X_train, y_train, X_valid, y_valid = train_test_split_temporal(training_full_set, y)

In [42]:
pipeline.fit(X_train, y_train)

In [43]:
test_set = pd.read_parquet("./data/final_test.parquet")
test_full_set = feature_test_adrien.merge_external_data(test_set, df_ext, col_ext)
test_full_set = feature_test_adrien._encode_dates(test_full_set)
test_full_set.columns

The behavior will change in pandas 3.0. This inplace method will never work because the intermediate object on which we are setting values always behaves as a copy.

For example, when doing 'df[col].method(value, inplace=True)', try using 'df.method({col: value}, inplace=True)' or df[col] = df[col].method(value) instead, to perform the operation inplace on the original object.


  X[col].fillna(mode_value, inplace=True)

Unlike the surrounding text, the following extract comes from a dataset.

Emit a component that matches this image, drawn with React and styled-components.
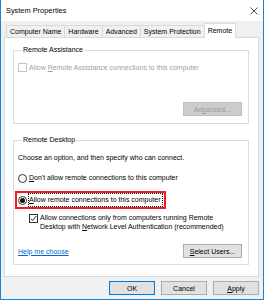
import React from "react";
import styled, { createGlobalStyle } from "styled-components";

const GlobalStyle = createGlobalStyle`
  html, body { margin: 0; padding: 0; background: #ffffff; }
  body { font-family: "Liberation Sans", Arial, sans-serif; }
  * { box-sizing: border-box; }
`;

const Window = styled.div`
  width: 264px;
  height: 300px;
  display: flex;
  flex-direction: column;
  border: 1px solid #1883d7;
  border-top: none;
  background: #f0f0f0;
  font-size: 7px;
  color: #000;
`;

const TitleBar = styled.div`
  height: 21px;
  flex: none;
  display: flex;
  align-items: center;
  justify-content: space-between;
  padding: 0 5px 0 5px;
  background: #ffffff;
  font-size: 7.4px;
`;

const Body = styled.div`
  flex: 1;
  display: flex;
  flex-direction: column;
  padding: 2px 4px 0 3px;
`;

const TabStrip = styled.div`
  height: 14px;
  display: flex;
  align-items: flex-end;
  padding-left: 3px;
`;

const Tab = styled.div`
  position: relative;
  height: ${(p) => (p.$active ? "15px" : "12px")};
  margin-bottom: ${(p) => (p.$active ? "-1px" : "0")};
  margin-left: -1px;
  padding: 0 3px;
  display: flex;
  align-items: center;
  border: 1px solid #d9d9d9;
  border-bottom: none;
  background: ${(p) => (p.$active ? "#ffffff" : "#f0f0f0")};
  z-index: ${(p) => (p.$active ? 1 : 0)};
  white-space: nowrap;
  line-height: 10px;
`;

const Panel = styled.div`
  background: #ffffff;
  border: 1px solid #d9d9d9;
  padding: 7px 9px 11px 8px;
  display: flex;
  flex-direction: column;
  gap: 11px;
`;

const Group = styled.fieldset`
  margin: 0;
  border: 1px solid #dcdcdc;
  padding: ${(p) => p.$pad};
  min-width: 0;
  display: flex;
  flex-direction: column;
`;

const Legend = styled.legend`
  padding: 0 1px;
  margin-left: 4px;
  line-height: 10px;
  font-size: 7px;
`;

const Line = styled.div`
  line-height: 10px;
  height: 10px;
  margin-top: ${(p) => p.$mt || "0"};
  white-space: nowrap;
`;

const CheckRow = styled.div`
  display: flex;
  align-items: flex-start;
  gap: ${(p) => p.$gap || "2px"};
  margin-top: ${(p) => p.$mt || "0"};
  margin-left: ${(p) => p.$indent || "0"};
  color: ${(p) => (p.$disabled ? "#a0a0a0" : "#000")};
`;

const Box = styled.span`
  width: 9px;
  height: 9px;
  flex: none;
  margin-top: ${(p) => p.$top || "1px"};
  border: 1px solid ${(p) => (p.$disabled ? "#c4c4c4" : "#333333")};
  background: #fff;
  display: flex;
  align-items: center;
  justify-content: center;
`;

const CheckText = styled.div`
  line-height: ${(p) => p.$lh || "10px"};
  white-space: nowrap;
`;

const RadioRow = styled.div`
  display: flex;
  align-items: center;
  height: 14px;
  gap: 1px;
  margin-top: ${(p) => p.$mt || "0"};
`;

const Radio = styled.span`
  width: 9px;
  height: 9px;
  flex: none;
  border-radius: 50%;
  border: 1px solid #333333;
  background: #fff;
  display: flex;
  align-items: center;
  justify-content: center;
  &::after {
    content: "";
    display: ${(p) => (p.$checked ? "block" : "none")};
    width: 5px;
    height: 5px;
    border-radius: 50%;
    background: #111;
  }
`;

const RadioLabel = styled.span`
  border: 1px dotted ${(p) => (p.$focus ? "#111" : "transparent")};
  padding: 0 1px 0 0;
  line-height: 12px;
  white-space: nowrap;
`;

const Highlight = styled.div`
  align-self: flex-start;
  margin-left: -3px;
  margin-top: 6px;
  border: 2px solid #ee1c24;
  padding: 0 1px;
`;

const U = styled.span`
  text-decoration: underline;
  text-underline-offset: 1px;
`;

const ButtonRow = styled.div`
  display: flex;
  justify-content: ${(p) => p.$justify || "flex-end"};
  align-items: center;
  gap: 6px;
  margin-top: ${(p) => p.$mt || "0"};
`;

const Button = styled.div`
  width: ${(p) => p.$w || "46px"};
  height: 14px;
  display: flex;
  align-items: center;
  justify-content: center;
  background: ${(p) => (p.$disabled ? "#cccccc" : "#e1e1e1")};
  border: 1px solid ${(p) => (p.$primary ? "#0078d7" : p.$disabled ? "#bfbfbf" : "#adadad")};
  color: ${(p) => (p.$disabled ? "#9a9a9a" : "#000")};
  font-size: 7px;
  white-space: nowrap;
`;

const Link = styled.span`
  color: #0066cc;
  text-decoration: underline;
  text-underline-offset: 1px;
`;

const Check = () => (
  <svg width="7" height="7" viewBox="0 0 7 7">
    <path d="M0.8 3.6 L2.6 5.4 L6.2 1" fill="none" stroke="#111" strokeWidth="0.9" />
  </svg>
);

const CloseIcon = () => (
  <svg width="8" height="8" viewBox="0 0 8 8">
    <path d="M0.5 0.5 L7.5 7.5 M7.5 0.5 L0.5 7.5" stroke="#222" strokeWidth="0.8" />
  </svg>
);

export default function App() {
  return (
    <>
      <GlobalStyle />
      <Window>
        <TitleBar>
          <span>System Properties</span>
          <CloseIcon />
        </TitleBar>
        <Body>
          <TabStrip>
            <Tab>Computer Name</Tab>
            <Tab>Hardware</Tab>
            <Tab>Advanced</Tab>
            <Tab>System Protection</Tab>
            <Tab $active>Remote</Tab>
          </TabStrip>
          <Panel>
            <Group $pad="8px 6px 7px 4px">
              <Legend>Remote Assistance</Legend>
              <CheckRow $disabled $gap="2px">
                <Box $disabled $top="0" />
                <CheckText>
                  Allow <U>R</U>emote Assistance connections to this computer
                </CheckText>
              </CheckRow>
              <ButtonRow $mt="29px">
                <Button $w="59px" $disabled>
                  Ad<U>v</U>anced...
                </Button>
              </ButtonRow>
            </Group>
            <Group $pad="8px 6px 6px 4px">
              <Legend>Remote Desktop</Legend>
              <Line>Choose an option, and then specify who can connect.</Line>
              <RadioRow $mt="8px">
                <Radio />
                <RadioLabel>
                  <U>D</U>on&apos;t allow remote connections to this computer
                </RadioLabel>
              </RadioRow>
              <Highlight>
                <RadioRow>
                  <Radio $checked />
                  <RadioLabel $focus>
                    <U>A</U>llow remote connections to this computer
                  </RadioLabel>
                </RadioRow>
              </Highlight>
              <CheckRow $mt="4px" $indent="11px" $gap="2px">
                <Box>
                  <Check />
                </Box>
                <CheckText $lh="9px">
                  Allow connections only from computers running Remote
                  <br />
                  Desktop with <U>N</U>etwork Level Authentication (recommended)
                </CheckText>
              </CheckRow>
              <ButtonRow $mt="13px" $justify="space-between">
                <Link>Help me choose</Link>
                <Button $w="59px">
                  <U>S</U>elect Users...
                </Button>
              </ButtonRow>
            </Group>
          </Panel>
          <ButtonRow $mt="4px">
            <Button $primary>OK</Button>
            <Button>Cancel</Button>
            <Button>
              <U>A</U>pply
            </Button>
          </ButtonRow>
        </Body>
      </Window>
    </>
  );
}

Index(['counter_id', 'counter_name', 'site_id', 'site_name', 'date',
       'counter_installation_date', 'coordinates', 'counter_technical_id',
       'latitude', 'longitude', 't', 'cl', 'tend24', 'etat_sol', 'rr3', 'w1',
       'nbas', 'nnuage1', 'w2', 'n', 'raf10', 'ht_neige', 'ssfrai', 'rr12',
       'rr24', 'year', 'month', 'weekday', 'hour', 'is_night', 'is_weekend',
       'is_holiday', 'is_covid', 'month_sin', 'month_cos', 'season'],
      dtype='object')

In [45]:
# We print the RMSE obtained on the train and test sets:
print(
    f"Train set, RMSE={mean_squared_error(y_train, pipeline.predict(X_train), squared=False):.2f}"
)
print(
    f"Validation set, RMSE={mean_squared_error(y_valid, pipeline.predict(X_valid), squared=False):.2f}"
)

### PREDICTION

predictions = pipeline.predict(test_full_set)

### SUBMISSION
output_df = pd.DataFrame({
    'Id': test_set.index,  # Use the original index or a specific ID column if it exists
    'log_bike_count': predictions
})

# Format log_bike_count:
output_df['log_bike_count'] = output_df['log_bike_count'].map(lambda x: f"{x:.4f}")

# Save to CSV:
output_df.to_csv('senghor_sub_full_dataset_HGBooster_encoded_v4.csv', index=False)
print("Predictions saved to 'senghor_sub_full_dataset_HGBooster_encoded_v4.csv'.")



Train set, RMSE=0.59




Validation set, RMSE=0.57
Predictions saved to 'senghor_sub_full_dataset_HGBooster_encoded_v4.csv'.